Give every line again exactly as it appears, please, but not the pictures.
— Start Supplied data —
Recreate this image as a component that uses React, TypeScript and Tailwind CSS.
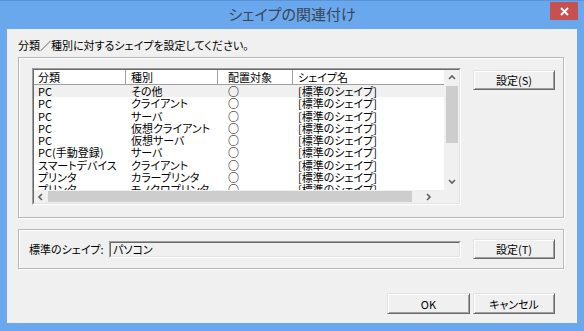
const rows = [
  { cat: 'PC', kind: 'その他' },
  { cat: 'PC', kind: 'クライアント' },
  { cat: 'PC', kind: 'サーバ' },
  { cat: 'PC', kind: '仮想クライアント' },
  { cat: 'PC', kind: '仮想サーバ' },
  { cat: 'PC(手動登録)', kind: 'サーバ' },
  { cat: 'スマートデバイス', kind: 'クライアント' },
  { cat: 'プリンタ', kind: 'カラープリンタ' },
  { cat: 'プリンタ', kind: 'モノクロプリンタ' },
]

const font = "font-['Noto_Sans_CJK_JP','Noto_Sans_CJK_SC',sans-serif] [font-feature-settings:'palt']"

function Chevron({ dir }: { dir: 'up' | 'down' | 'left' | 'right' }) {
  const d = {
    up: 'M1 5 L4 2 L7 5',
    down: 'M1 2 L4 5 L7 2',
    left: 'M5 1 L2 4 L5 7',
    right: 'M3 1 L6 4 L3 7',
  }[dir]
  return (
    <svg width="8" height="8" viewBox="0 0 8 8">
      <path d={d} fill="none" stroke="#606060" strokeWidth="1.6" />
    </svg>
  )
}

function Button({ label, w, h }: { label: string; w: string; h: string }) {
  return (
    <div
      className={`${w} ${h} flex items-center justify-center bg-[#f0f0f0] border border-t-[#e3e3e3] border-l-[#e3e3e3] border-r-[#696969] border-b-[#696969] shadow-[inset_1px_1px_0_#fff,inset_-1px_-1px_0_#a0a0a0] text-[11px] leading-[12px] text-black`}
    >
      {label}
    </div>
  )
}

export default function App() {
  return (
    <div className={`w-[584px] h-[331px] bg-[#6aa8ee] border-t border-[#5a92d8] flex flex-col ${font}`}>
      {/* Title bar */}
      <div className="relative h-[28px] flex items-center justify-center">
        <span className="text-[15px] text-[#3a4452] pb-[1px]">シェイプの関連付け</span>
        <div className="absolute right-[6px] top-[1px] w-[28px] h-[18px] bg-[#c75050] flex items-center justify-center">
          <svg width="9" height="9" viewBox="0 0 9 9">
            <path d="M1 1 L8 8 M8 1 L1 8" stroke="#fff" strokeWidth="2" />
          </svg>
        </div>
      </div>

      {/* Client area */}
      <div className="mx-[7px] mb-[8px] flex-1 bg-[#f0f0f0] flex flex-col text-[11px] leading-[12px] text-black">
        <div className="h-[28px] pt-[10px] pl-[11px] whitespace-nowrap">分類／種別に対するシェイプを設定してください。</div>

        {/* Group 1 */}
        <div className="ml-[11px] w-[546px] h-[161px] border border-[#b8b8b8] shadow-[inset_1px_1px_0_#fff,1px_1px_0_#fff] flex pl-[13px] pt-[10px]">
          <div className="w-[429px] h-[137px] border border-t-[#a0a0a0] border-l-[#a0a0a0] border-r-white border-b-white">
            <div className="w-full h-full border border-t-[#696969] border-l-[#696969] border-r-[#e3e3e3] border-b-[#e3e3e3] bg-white flex flex-col">
              <div className="flex flex-1 min-h-0">
                <div className="flex-1 flex flex-col overflow-hidden">
                  <div className="h-[15px] flex border-b border-[#a0a0a0] bg-white shrink-0 whitespace-nowrap">
                    <div className="w-[92px] pl-[4px] border-r border-[#a0a0a0] flex items-center">分類</div>
                    <div className="w-[92px] pl-[5px] border-r border-[#a0a0a0] flex items-center">種別</div>
                    <div className="w-[75px] pl-[10px] border-r border-[#a0a0a0] flex items-center">配置対象</div>
                    <div className="flex-1 pl-[5px] flex items-center">シェイプ名</div>
                  </div>
                  <div className="flex-1 overflow-hidden">
                    {rows.map((r, i) => (
                      <div
                        key={i}
                        className={`h-[12.25px] flex items-center whitespace-nowrap ${i === 0 ? 'bg-[#f0f0f0]' : 'bg-white'}`}
                      >
                        <div className="w-[92px] pl-[4px]">{r.cat}</div>
                        <div className="w-[92px] pl-[5px]">{r.kind}</div>
                        <div className="w-[75px] pl-[10px] text-[11px] leading-[12px] font-bold">○</div>
                        <div className="flex-1 pl-[5px]">[標準のシェイプ]</div>
                      </div>
                    ))}
                  </div>
                </div>
                {/* Vertical scrollbar */}
                <div className="w-[15px] bg-[#f0f0f0] flex flex-col items-center">
                  <div className="h-[16px] flex items-center justify-center">
                    <Chevron dir="up" />
                  </div>
                  <div className="w-[12px] h-[57px] bg-[#cdcdcd]" />
                  <div className="flex-1" />
                  <div className="h-[17px] flex items-center justify-center">
                    <Chevron dir="down" />
                  </div>
                </div>
              </div>
              {/* Horizontal scrollbar */}
              <div className="h-[13px] flex bg-[#f0f0f0] shrink-0">
                <div className="w-[14px] flex items-center justify-center">
                  <Chevron dir="left" />
                </div>
                <div className="w-[364px] my-[1px] bg-[#cdcdcd]" />
                <div className="flex-1 flex items-center justify-center">
                  <Chevron dir="right" />
                </div>
                <div className="w-[15px]" />
              </div>
            </div>
          </div>
          <div className="ml-[12px] mt-[2px]">
            <Button label="設定(S)" w="w-[82px]" h="h-[20px]" />
          </div>
        </div>

        {/* Group 2 */}
        <div className="ml-[11px] mt-[11px] w-[546px] h-[40px] border border-[#b8b8b8] shadow-[inset_1px_1px_0_#fff,1px_1px_0_#fff] flex items-center pl-[10px]">
          <div className="w-[80px] whitespace-nowrap">標準のシェイプ:</div>
          <div className="w-[352px] h-[17px] border border-t-[#a0a0a0] border-l-[#a0a0a0] border-r-white border-b-white">
            <div className="w-full h-full border border-t-[#696969] border-l-[#696969] border-r-[#e3e3e3] border-b-[#e3e3e3] flex items-center pl-[2px]">
              パソコン
            </div>
          </div>
          <div className="ml-[12px]">
            <Button label="設定(T)" w="w-[82px]" h="h-[20px]" />
          </div>
        </div>

        {/* Footer buttons */}
        <div className="mt-[24px] flex justify-end gap-[3px] pr-[22px]">
          <Button label="OK" w="w-[83px]" h="h-[21px]" />
          <Button label="キャンセル" w="w-[82px]" h="h-[21px]" />
        </div>
      </div>
    </div>
  )
}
— End Supplied data —
◆ Complete response:
Recreate this image as a component that uses React, TypeScript and Tailwind CSS.
const rows = [
  { cat: 'PC', kind: 'その他' },
  { cat: 'PC', kind: 'クライアント' },
  { cat: 'PC', kind: 'サーバ' },
  { cat: 'PC', kind: '仮想クライアント' },
  { cat: 'PC', kind: '仮想サーバ' },
  { cat: 'PC(手動登録)', kind: 'サーバ' },
  { cat: 'スマートデバイス', kind: 'クライアント' },
  { cat: 'プリンタ', kind: 'カラープリンタ' },
  { cat: 'プリンタ', kind: 'モノクロプリンタ' },
]

const font = "font-['Noto_Sans_CJK_JP','Noto_Sans_CJK_SC',sans-serif] [font-feature-settings:'palt']"

function Chevron({ dir }: { dir: 'up' | 'down' | 'left' | 'right' }) {
  const d = {
    up: 'M1 5 L4 2 L7 5',
    down: 'M1 2 L4 5 L7 2',
    left: 'M5 1 L2 4 L5 7',
    right: 'M3 1 L6 4 L3 7',
  }[dir]
  return (
    <svg width="8" height="8" viewBox="0 0 8 8">
      <path d={d} fill="none" stroke="#606060" strokeWidth="1.6" />
    </svg>
  )
}

function Button({ label, w, h }: { label: string; w: string; h: string }) {
  return (
    <div
      className={`${w} ${h} flex items-center justify-center bg-[#f0f0f0] border border-t-[#e3e3e3] border-l-[#e3e3e3] border-r-[#696969] border-b-[#696969] shadow-[inset_1px_1px_0_#fff,inset_-1px_-1px_0_#a0a0a0] text-[11px] leading-[12px] text-black`}
    >
      {label}
    </div>
  )
}

export default function App() {
  return (
    <div className={`w-[584px] h-[331px] bg-[#6aa8ee] border-t border-[#5a92d8] flex flex-col ${font}`}>
      {/* Title bar */}
      <div className="relative h-[28px] flex items-center justify-center">
        <span className="text-[15px] text-[#3a4452] pb-[1px]">シェイプの関連付け</span>
        <div className="absolute right-[6px] top-[1px] w-[28px] h-[18px] bg-[#c75050] flex items-center justify-center">
          <svg width="9" height="9" viewBox="0 0 9 9">
            <path d="M1 1 L8 8 M8 1 L1 8" stroke="#fff" strokeWidth="2" />
          </svg>
        </div>
      </div>

      {/* Client area */}
      <div className="mx-[7px] mb-[8px] flex-1 bg-[#f0f0f0] flex flex-col text-[11px] leading-[12px] text-black">
        <div className="h-[28px] pt-[10px] pl-[11px] whitespace-nowrap">分類／種別に対するシェイプを設定してください。</div>

        {/* Group 1 */}
        <div className="ml-[11px] w-[546px] h-[161px] border border-[#b8b8b8] shadow-[inset_1px_1px_0_#fff,1px_1px_0_#fff] flex pl-[13px] pt-[10px]">
          <div className="w-[429px] h-[137px] border border-t-[#a0a0a0] border-l-[#a0a0a0] border-r-white border-b-white">
            <div className="w-full h-full border border-t-[#696969] border-l-[#696969] border-r-[#e3e3e3] border-b-[#e3e3e3] bg-white flex flex-col">
              <div className="flex flex-1 min-h-0">
                <div className="flex-1 flex flex-col overflow-hidden">
                  <div className="h-[15px] flex border-b border-[#a0a0a0] bg-white shrink-0 whitespace-nowrap">
                    <div className="w-[92px] pl-[4px] border-r border-[#a0a0a0] flex items-center">分類</div>
                    <div className="w-[92px] pl-[5px] border-r border-[#a0a0a0] flex items-center">種別</div>
                    <div className="w-[75px] pl-[10px] border-r border-[#a0a0a0] flex items-center">配置対象</div>
                    <div className="flex-1 pl-[5px] flex items-center">シェイプ名</div>
                  </div>
                  <div className="flex-1 overflow-hidden">
                    {rows.map((r, i) => (
                      <div
                        key={i}
                        className={`h-[12.25px] flex items-center whitespace-nowrap ${i === 0 ? 'bg-[#f0f0f0]' : 'bg-white'}`}
                      >
                        <div className="w-[92px] pl-[4px]">{r.cat}</div>
                        <div className="w-[92px] pl-[5px]">{r.kind}</div>
                        <div className="w-[75px] pl-[10px] text-[11px] leading-[12px] font-bold">○</div>
                        <div className="flex-1 pl-[5px]">[標準のシェイプ]</div>
                      </div>
                    ))}
                  </div>
                </div>
                {/* Vertical scrollbar */}
                <div className="w-[15px] bg-[#f0f0f0] flex flex-col items-center">
                  <div className="h-[16px] flex items-center justify-center">
                    <Chevron dir="up" />
                  </div>
                  <div className="w-[12px] h-[57px] bg-[#cdcdcd]" />
                  <div className="flex-1" />
                  <div className="h-[17px] flex items-center justify-center">
                    <Chevron dir="down" />
                  </div>
                </div>
              </div>
              {/* Horizontal scrollbar */}
              <div className="h-[13px] flex bg-[#f0f0f0] shrink-0">
                <div className="w-[14px] flex items-center justify-center">
                  <Chevron dir="left" />
                </div>
                <div className="w-[364px] my-[1px] bg-[#cdcdcd]" />
                <div className="flex-1 flex items-center justify-center">
                  <Chevron dir="right" />
                </div>
                <div className="w-[15px]" />
              </div>
            </div>
          </div>
          <div className="ml-[12px] mt-[2px]">
            <Button label="設定(S)" w="w-[82px]" h="h-[20px]" />
          </div>
        </div>

        {/* Group 2 */}
        <div className="ml-[11px] mt-[11px] w-[546px] h-[40px] border border-[#b8b8b8] shadow-[inset_1px_1px_0_#fff,1px_1px_0_#fff] flex items-center pl-[10px]">
          <div className="w-[80px] whitespace-nowrap">標準のシェイプ:</div>
          <div className="w-[352px] h-[17px] border border-t-[#a0a0a0] border-l-[#a0a0a0] border-r-white border-b-white">
            <div className="w-full h-full border border-t-[#696969] border-l-[#696969] border-r-[#e3e3e3] border-b-[#e3e3e3] flex items-center pl-[2px]">
              パソコン
            </div>
          </div>
          <div className="ml-[12px]">
            <Button label="設定(T)" w="w-[82px]" h="h-[20px]" />
          </div>
        </div>

        {/* Footer buttons */}
        <div className="mt-[24px] flex justify-end gap-[3px] pr-[22px]">
          <Button label="OK" w="w-[83px]" h="h-[21px]" />
          <Button label="キャンセル" w="w-[82px]" h="h-[21px]" />
        </div>
      </div>
    </div>
  )
}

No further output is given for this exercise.